| THE PROBLEM |
In the records below, find the line that contains "Write a component" and the line that contains "import React from 'react';". Set down exactly those lines and every line between them, and nothing more.

| EXTRACTED MATERIAL |

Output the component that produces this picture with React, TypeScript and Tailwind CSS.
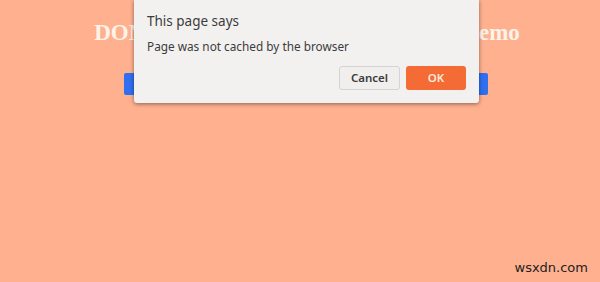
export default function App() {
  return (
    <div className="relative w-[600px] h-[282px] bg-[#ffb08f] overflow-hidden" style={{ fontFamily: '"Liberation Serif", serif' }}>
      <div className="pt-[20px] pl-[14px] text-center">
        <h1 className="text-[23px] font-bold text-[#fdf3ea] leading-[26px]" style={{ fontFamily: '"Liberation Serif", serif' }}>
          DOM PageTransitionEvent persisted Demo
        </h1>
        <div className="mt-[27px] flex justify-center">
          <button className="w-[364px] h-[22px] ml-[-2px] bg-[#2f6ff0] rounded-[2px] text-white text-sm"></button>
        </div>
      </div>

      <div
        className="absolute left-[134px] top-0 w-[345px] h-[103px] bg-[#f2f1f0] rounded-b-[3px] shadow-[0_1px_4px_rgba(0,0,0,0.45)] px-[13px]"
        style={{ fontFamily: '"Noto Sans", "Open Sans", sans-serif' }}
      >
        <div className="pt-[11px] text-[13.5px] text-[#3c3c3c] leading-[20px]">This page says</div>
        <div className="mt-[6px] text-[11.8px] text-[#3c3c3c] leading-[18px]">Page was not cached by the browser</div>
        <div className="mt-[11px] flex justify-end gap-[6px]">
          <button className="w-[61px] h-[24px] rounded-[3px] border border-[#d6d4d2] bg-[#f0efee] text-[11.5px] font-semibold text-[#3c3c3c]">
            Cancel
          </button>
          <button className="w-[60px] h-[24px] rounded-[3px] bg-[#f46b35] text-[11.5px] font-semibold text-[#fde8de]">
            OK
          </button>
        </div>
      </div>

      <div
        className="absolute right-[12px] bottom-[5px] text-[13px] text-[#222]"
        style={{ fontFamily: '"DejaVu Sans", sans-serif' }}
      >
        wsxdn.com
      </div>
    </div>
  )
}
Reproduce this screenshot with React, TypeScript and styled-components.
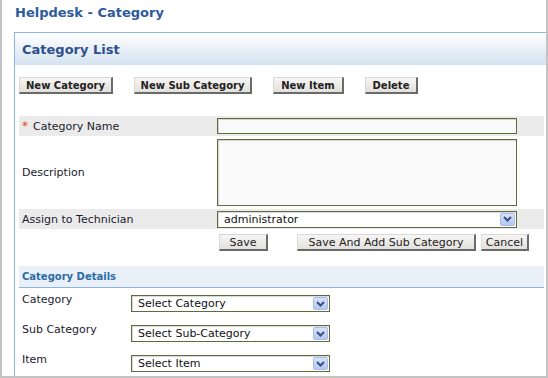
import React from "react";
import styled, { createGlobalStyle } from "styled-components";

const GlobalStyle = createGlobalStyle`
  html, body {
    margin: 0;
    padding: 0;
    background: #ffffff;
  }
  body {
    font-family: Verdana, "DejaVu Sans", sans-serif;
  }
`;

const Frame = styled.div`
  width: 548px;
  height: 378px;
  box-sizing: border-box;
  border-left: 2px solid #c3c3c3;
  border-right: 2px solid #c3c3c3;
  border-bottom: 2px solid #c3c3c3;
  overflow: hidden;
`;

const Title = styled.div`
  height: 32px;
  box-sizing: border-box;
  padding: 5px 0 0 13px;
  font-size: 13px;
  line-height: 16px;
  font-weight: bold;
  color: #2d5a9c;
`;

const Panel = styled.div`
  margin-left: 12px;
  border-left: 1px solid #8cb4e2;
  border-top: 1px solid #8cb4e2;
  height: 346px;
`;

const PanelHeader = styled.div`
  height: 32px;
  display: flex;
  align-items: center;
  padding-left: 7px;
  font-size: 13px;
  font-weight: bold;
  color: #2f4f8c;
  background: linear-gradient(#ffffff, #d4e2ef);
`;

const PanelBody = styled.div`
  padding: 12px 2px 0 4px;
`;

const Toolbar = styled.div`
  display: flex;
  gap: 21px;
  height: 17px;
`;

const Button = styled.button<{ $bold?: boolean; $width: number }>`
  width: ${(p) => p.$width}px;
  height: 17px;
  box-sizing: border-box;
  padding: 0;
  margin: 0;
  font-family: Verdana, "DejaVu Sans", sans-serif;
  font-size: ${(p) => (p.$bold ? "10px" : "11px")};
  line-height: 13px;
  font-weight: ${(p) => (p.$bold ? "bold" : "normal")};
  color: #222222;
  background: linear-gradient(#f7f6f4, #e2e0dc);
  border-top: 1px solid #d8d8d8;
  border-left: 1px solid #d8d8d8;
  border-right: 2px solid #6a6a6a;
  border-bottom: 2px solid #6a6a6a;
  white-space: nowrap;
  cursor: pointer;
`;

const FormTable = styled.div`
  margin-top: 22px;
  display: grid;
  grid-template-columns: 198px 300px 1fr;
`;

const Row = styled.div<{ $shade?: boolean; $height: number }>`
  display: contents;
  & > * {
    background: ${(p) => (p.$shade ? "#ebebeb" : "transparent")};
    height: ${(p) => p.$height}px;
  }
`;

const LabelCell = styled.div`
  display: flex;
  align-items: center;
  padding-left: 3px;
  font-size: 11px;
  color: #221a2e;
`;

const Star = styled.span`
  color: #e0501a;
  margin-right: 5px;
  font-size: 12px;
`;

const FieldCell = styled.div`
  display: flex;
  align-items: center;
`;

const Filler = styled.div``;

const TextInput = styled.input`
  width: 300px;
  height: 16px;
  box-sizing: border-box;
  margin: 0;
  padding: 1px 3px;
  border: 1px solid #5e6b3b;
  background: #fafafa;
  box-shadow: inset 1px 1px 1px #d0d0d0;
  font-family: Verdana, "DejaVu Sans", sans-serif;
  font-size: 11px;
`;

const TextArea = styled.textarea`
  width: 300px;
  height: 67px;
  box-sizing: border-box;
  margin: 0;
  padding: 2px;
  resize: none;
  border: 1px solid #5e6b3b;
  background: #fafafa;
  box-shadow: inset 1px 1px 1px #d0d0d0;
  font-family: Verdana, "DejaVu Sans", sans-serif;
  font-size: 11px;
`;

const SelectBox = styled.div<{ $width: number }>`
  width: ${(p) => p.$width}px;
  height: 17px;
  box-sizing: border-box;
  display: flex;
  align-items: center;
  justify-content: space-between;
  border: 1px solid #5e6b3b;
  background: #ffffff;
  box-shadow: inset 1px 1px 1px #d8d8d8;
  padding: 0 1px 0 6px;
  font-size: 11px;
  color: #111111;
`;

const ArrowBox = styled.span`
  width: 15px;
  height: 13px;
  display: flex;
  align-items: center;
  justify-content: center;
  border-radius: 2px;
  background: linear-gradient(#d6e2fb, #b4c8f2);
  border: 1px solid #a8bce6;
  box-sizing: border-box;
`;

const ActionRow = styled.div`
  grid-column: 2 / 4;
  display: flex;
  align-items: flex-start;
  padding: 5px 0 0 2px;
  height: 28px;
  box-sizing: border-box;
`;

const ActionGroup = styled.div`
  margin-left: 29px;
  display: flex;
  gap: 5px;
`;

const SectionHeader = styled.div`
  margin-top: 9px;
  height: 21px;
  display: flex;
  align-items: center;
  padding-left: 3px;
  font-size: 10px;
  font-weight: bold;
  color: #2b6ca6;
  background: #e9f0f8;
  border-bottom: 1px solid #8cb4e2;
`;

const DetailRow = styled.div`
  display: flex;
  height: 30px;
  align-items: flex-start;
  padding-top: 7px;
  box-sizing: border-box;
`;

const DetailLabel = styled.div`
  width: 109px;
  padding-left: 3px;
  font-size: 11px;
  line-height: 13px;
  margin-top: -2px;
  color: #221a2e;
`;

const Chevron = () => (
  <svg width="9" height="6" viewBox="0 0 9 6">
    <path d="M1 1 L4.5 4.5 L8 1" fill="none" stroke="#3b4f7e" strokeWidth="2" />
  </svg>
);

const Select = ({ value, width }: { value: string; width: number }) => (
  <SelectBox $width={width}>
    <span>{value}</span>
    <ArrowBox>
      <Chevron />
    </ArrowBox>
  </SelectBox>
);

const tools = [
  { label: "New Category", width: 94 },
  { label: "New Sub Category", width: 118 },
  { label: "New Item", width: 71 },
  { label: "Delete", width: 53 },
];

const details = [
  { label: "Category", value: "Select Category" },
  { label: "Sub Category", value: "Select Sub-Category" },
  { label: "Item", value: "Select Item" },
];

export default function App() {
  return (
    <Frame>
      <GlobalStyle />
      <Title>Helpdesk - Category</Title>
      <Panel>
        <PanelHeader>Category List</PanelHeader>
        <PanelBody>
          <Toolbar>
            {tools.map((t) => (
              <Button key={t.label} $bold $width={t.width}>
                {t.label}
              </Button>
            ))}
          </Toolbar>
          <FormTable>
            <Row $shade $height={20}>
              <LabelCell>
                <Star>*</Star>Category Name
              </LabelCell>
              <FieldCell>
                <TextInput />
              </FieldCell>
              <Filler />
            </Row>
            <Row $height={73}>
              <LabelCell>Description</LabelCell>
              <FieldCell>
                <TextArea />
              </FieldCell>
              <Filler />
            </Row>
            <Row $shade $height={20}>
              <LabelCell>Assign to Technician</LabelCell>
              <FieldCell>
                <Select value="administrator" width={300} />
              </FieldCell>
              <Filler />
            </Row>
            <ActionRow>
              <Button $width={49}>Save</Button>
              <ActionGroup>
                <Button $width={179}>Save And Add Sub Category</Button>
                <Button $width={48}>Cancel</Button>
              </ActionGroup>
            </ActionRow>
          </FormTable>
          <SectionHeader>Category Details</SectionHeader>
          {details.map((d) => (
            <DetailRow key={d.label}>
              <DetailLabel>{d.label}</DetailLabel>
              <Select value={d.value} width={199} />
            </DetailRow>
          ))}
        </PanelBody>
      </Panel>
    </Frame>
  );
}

--

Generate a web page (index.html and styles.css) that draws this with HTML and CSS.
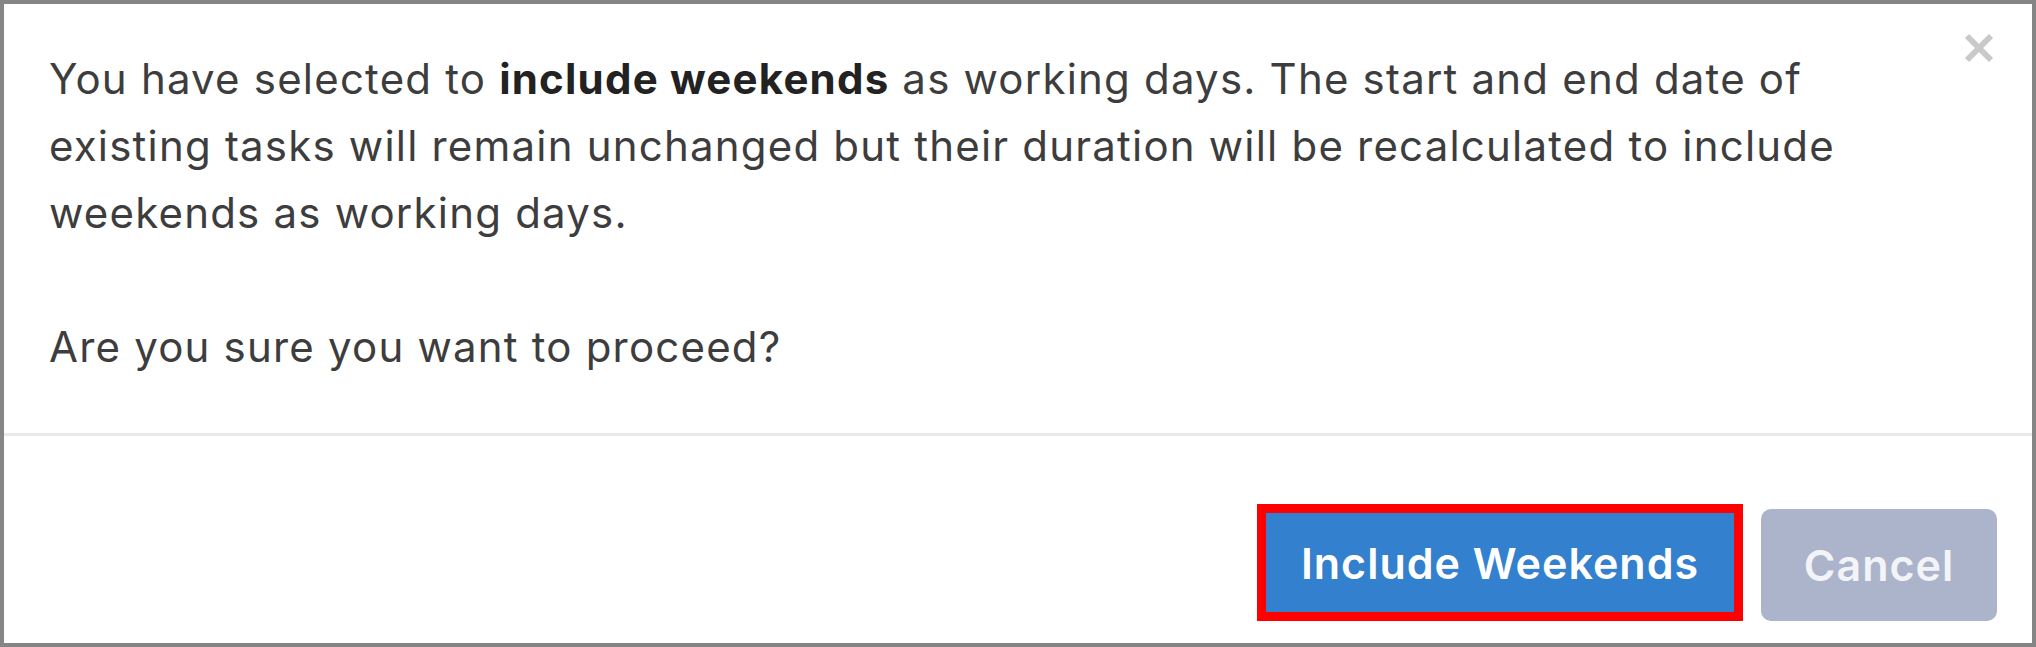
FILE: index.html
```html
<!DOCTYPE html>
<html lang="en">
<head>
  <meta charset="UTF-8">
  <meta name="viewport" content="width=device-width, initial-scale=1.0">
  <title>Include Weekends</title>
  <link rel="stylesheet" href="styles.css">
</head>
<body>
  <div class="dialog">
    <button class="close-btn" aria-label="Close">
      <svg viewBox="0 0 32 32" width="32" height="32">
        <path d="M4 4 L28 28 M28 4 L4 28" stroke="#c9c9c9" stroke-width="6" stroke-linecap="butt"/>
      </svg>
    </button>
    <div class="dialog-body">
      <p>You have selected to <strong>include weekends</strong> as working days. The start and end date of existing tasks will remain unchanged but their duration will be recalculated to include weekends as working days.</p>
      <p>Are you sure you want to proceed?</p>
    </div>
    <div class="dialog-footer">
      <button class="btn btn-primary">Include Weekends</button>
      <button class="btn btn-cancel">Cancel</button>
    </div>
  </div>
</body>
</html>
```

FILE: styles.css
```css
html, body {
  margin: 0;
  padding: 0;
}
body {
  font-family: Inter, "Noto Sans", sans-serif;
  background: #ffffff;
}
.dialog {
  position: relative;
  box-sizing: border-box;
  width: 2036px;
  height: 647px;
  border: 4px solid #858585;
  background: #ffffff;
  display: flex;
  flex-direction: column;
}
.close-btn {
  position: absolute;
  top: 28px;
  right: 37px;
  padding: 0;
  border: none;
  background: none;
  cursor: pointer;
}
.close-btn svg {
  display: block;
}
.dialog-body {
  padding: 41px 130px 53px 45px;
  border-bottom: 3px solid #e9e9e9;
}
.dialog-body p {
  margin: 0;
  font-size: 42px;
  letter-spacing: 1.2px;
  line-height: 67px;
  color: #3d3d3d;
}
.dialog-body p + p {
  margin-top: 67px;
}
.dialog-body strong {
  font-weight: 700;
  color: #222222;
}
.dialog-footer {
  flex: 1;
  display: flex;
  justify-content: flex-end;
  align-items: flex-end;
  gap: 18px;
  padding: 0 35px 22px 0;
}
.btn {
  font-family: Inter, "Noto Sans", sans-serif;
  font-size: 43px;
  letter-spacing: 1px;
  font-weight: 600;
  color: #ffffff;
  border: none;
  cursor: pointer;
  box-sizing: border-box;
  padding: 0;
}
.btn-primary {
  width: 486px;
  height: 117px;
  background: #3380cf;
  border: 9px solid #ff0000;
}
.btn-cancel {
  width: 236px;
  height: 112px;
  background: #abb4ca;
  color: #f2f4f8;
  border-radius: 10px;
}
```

...

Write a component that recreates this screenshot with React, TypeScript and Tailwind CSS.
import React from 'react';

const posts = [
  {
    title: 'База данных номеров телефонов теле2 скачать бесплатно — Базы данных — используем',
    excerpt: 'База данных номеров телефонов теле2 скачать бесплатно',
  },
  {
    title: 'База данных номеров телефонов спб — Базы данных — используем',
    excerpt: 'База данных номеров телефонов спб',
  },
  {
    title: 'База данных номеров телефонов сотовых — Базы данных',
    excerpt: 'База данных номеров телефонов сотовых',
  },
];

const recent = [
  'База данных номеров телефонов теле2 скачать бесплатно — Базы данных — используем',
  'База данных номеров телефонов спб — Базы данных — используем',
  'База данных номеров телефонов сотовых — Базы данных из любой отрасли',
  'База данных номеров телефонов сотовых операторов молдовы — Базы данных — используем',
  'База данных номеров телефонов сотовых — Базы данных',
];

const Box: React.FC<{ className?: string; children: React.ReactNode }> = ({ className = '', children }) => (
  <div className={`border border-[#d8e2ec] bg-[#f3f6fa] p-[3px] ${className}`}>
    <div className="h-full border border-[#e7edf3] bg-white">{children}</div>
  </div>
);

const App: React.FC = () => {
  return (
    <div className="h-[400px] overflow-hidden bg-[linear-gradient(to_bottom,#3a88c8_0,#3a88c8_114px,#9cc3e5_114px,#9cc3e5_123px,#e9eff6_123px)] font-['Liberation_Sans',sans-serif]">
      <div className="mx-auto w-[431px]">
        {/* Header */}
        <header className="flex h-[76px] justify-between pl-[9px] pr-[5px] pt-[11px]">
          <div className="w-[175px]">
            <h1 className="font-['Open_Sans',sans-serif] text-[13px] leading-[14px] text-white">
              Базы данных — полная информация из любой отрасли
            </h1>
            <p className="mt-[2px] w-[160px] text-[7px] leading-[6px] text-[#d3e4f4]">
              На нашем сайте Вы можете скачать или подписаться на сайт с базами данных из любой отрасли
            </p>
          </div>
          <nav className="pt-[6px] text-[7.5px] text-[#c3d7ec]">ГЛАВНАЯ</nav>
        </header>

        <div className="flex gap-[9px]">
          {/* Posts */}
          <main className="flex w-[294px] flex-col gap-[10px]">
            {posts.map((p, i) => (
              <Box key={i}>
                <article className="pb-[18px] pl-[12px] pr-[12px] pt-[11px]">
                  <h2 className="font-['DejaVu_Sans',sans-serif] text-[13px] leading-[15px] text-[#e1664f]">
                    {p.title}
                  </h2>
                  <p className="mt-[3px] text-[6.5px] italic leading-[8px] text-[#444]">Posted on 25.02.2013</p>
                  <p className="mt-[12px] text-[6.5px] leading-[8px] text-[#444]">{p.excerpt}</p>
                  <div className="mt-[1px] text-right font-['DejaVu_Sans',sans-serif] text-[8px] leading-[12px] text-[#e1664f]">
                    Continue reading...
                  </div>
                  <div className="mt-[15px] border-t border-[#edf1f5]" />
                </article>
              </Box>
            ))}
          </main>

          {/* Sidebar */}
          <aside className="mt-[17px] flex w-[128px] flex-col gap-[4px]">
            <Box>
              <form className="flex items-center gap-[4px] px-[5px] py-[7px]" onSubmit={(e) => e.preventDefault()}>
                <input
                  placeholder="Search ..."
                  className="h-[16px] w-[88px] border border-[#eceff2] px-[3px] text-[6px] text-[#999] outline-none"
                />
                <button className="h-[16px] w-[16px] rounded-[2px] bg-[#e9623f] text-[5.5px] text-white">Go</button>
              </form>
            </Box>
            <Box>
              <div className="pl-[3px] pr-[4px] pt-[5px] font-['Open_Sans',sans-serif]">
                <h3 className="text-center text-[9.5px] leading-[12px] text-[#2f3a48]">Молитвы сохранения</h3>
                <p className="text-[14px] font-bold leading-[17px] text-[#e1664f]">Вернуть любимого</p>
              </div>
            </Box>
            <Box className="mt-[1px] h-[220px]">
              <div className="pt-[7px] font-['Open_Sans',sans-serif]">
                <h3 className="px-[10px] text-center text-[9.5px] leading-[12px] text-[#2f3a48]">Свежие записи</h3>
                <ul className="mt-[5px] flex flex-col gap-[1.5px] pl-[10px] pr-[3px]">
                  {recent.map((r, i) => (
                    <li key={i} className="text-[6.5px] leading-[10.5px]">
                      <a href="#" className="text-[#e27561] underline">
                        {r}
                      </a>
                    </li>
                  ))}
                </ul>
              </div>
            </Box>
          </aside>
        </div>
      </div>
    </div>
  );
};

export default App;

| THE RESULT |
Write a component that recreates this screenshot with React, TypeScript and Tailwind CSS.
import React from 'react';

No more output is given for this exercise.